Laure was an art model in France known for her work with artist Édouard Manet. She is best known for posing as the black maid offering the white nude figure a bouquet of flowers in Manet's 1863 painting Olympia.

Biography 
Little is known about Laure.  She has been described as African or Caribbean, her last name is unknown. Art historian Griselda Pollock suggested that she met the artist Édouard Manet while working as a nursemaid in the Tuileries Garden in Paris. Another theory suggests that Jeanne Duval, who was in a relationship with Manet's friend Charles Baudelaire, introduced Manet and Laure. This theory was discussed by Pollock, as well as by Manet archivist Achille Tabarant.

Manet's notebook, included in the 2019 exhibition Le Modèle noir, de Géricault à Matisse at the musee d'Orsay in Paris, recorded her address at 11, rue de Vintimille in Paris.
This was less than a ten-minute walk from Manet's apartment, in a neighborhood inhabited by avant-garde artists and writers, as well as a "small but highly visible" black population. This residence was close to Duval, who Baudelaire wrote to at 17 rue Sauffroy.

Art modeling

Laure also appeared in Manet's painting Children in the Tuileries Garden (1861-62). In both Olympia and Children in the Tuileries Garden paintings she is wearing the same outfit of a pink dress with a high white collar and a madras headtie. It is not known whether she was ever painted by other artists during that period. 
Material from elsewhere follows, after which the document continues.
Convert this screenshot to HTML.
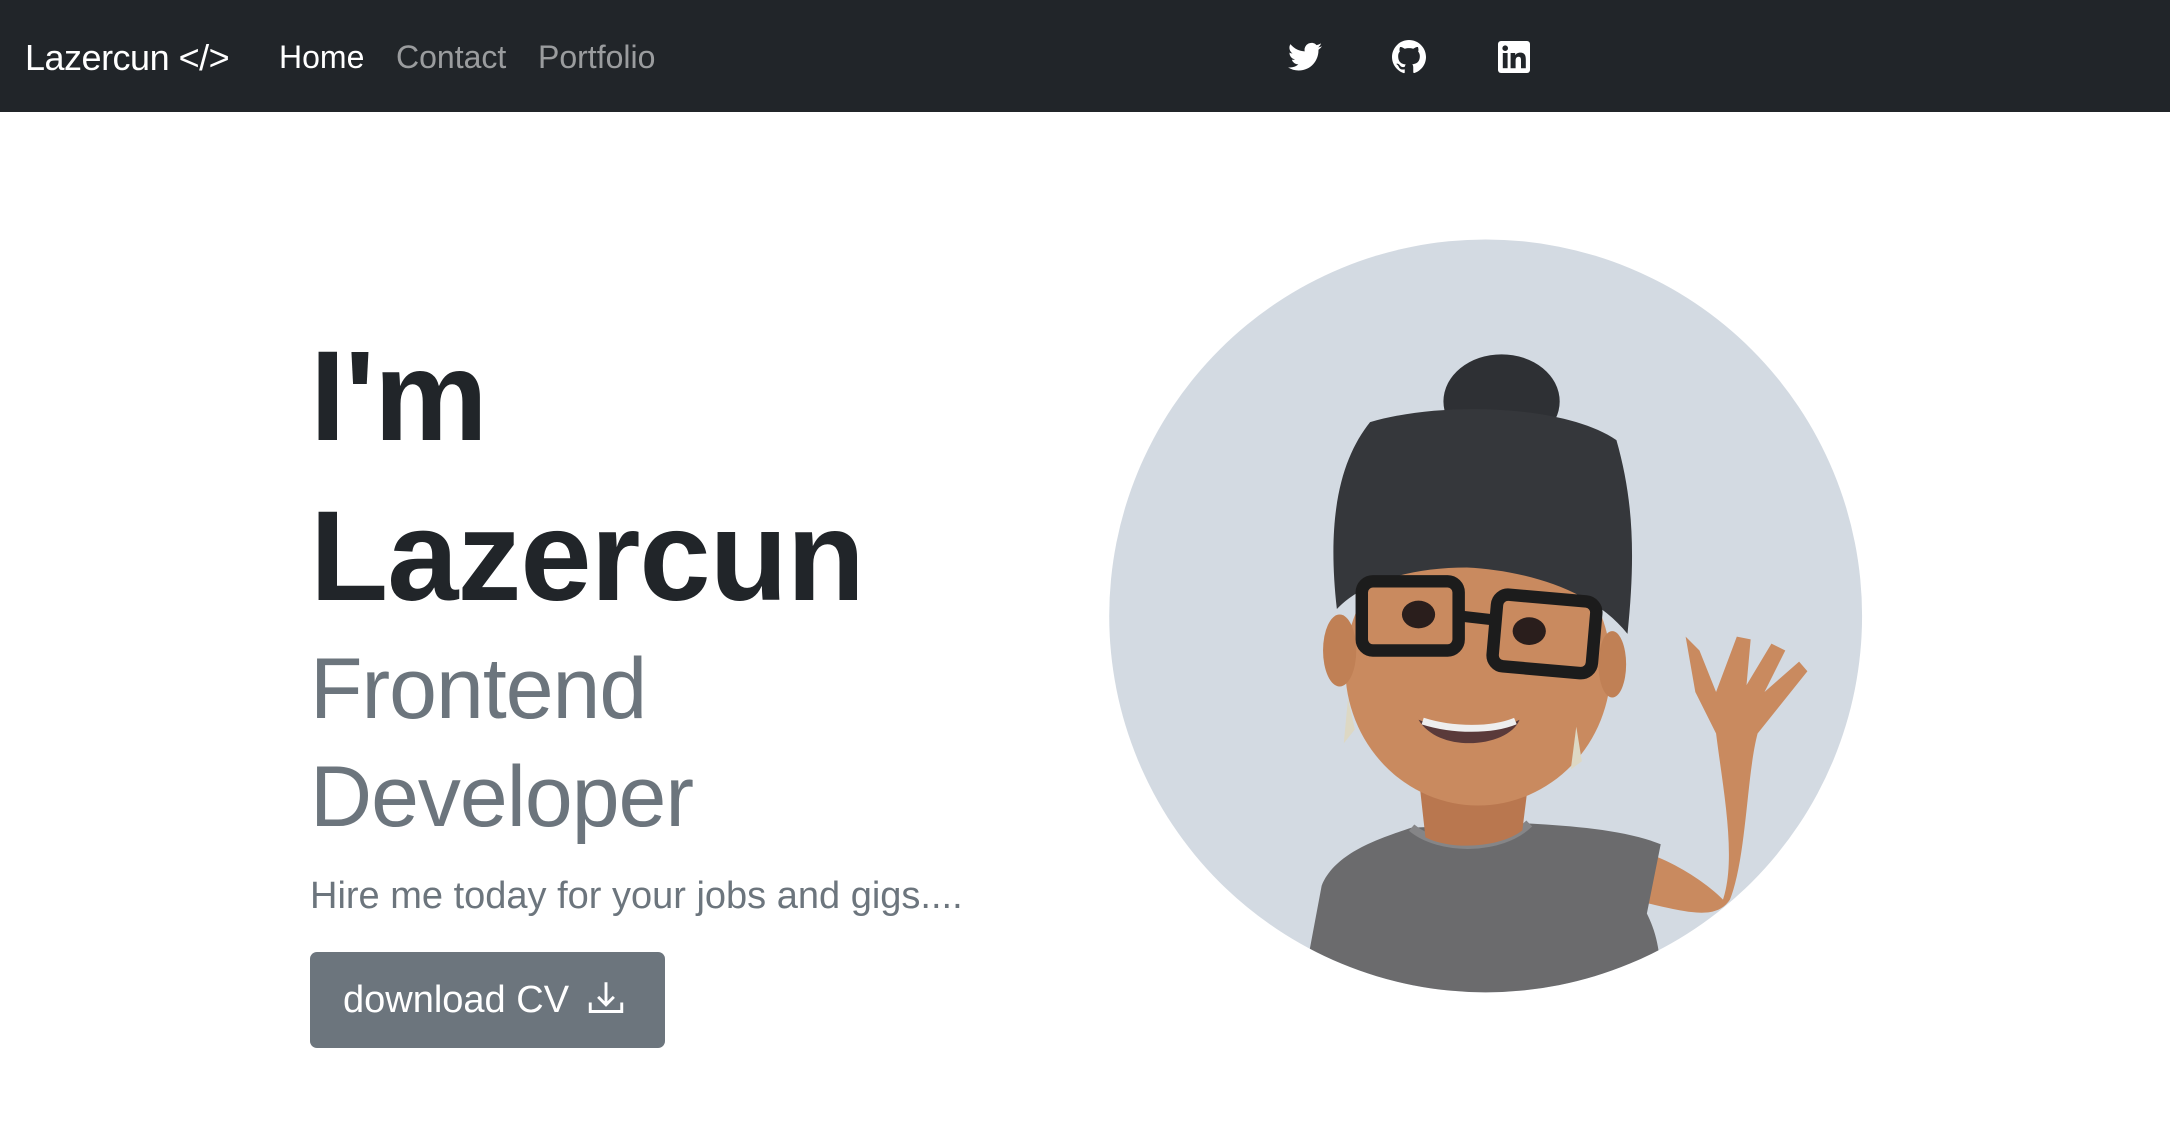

In 1862-63, Manet painted a portrait of Laure, La Négresse, which is also known as Portrait of Laure. this painting's subtitle is "une très belle négresse."

Discussion in Art History 
Laure has not been widely studied in art history. With a few exceptions, she is presented as "ancillary" or as a part of a larger colonial theme within the painting.

Legacy 
Manet's depictions of Laure are referenced in later works. Artists including Frédéric Bazille, Henri Matisse, and Romare Bearden quoted and referenced the Laure figure. Some artists reference Laure specifically, while others merge Laure and Olympia into one character. Laure is a figure portrayed by many black artists who bring her to the forefront as "a subject in her own right, deserving of subjectivity."

Contemporary depictions 
Renee Cox frequently references Laure in her works, combining or switching her and Olympia. Her works that reference Laure and Olympia include the 2001 Olympia's Boyz, which combines the characters, and the 2008 Missy at Home, which art historian Tracey Walters views as a reversal of the Olympia and Laure roles. 

Maud Sulter has depicted Laure in many of her works, including her 1989 Phalia (Portrait of Alice Walker) and her 2002 Portrait d’une négresse (Bonny Greer) and Jeanne Duval: A Melodrama. In Jeanne Duval: A Melodrama, Sulter overlay Laure in Olympia with  an 1850s Nadar photograph of an unknown black model, who Sulter suggested might be Duval.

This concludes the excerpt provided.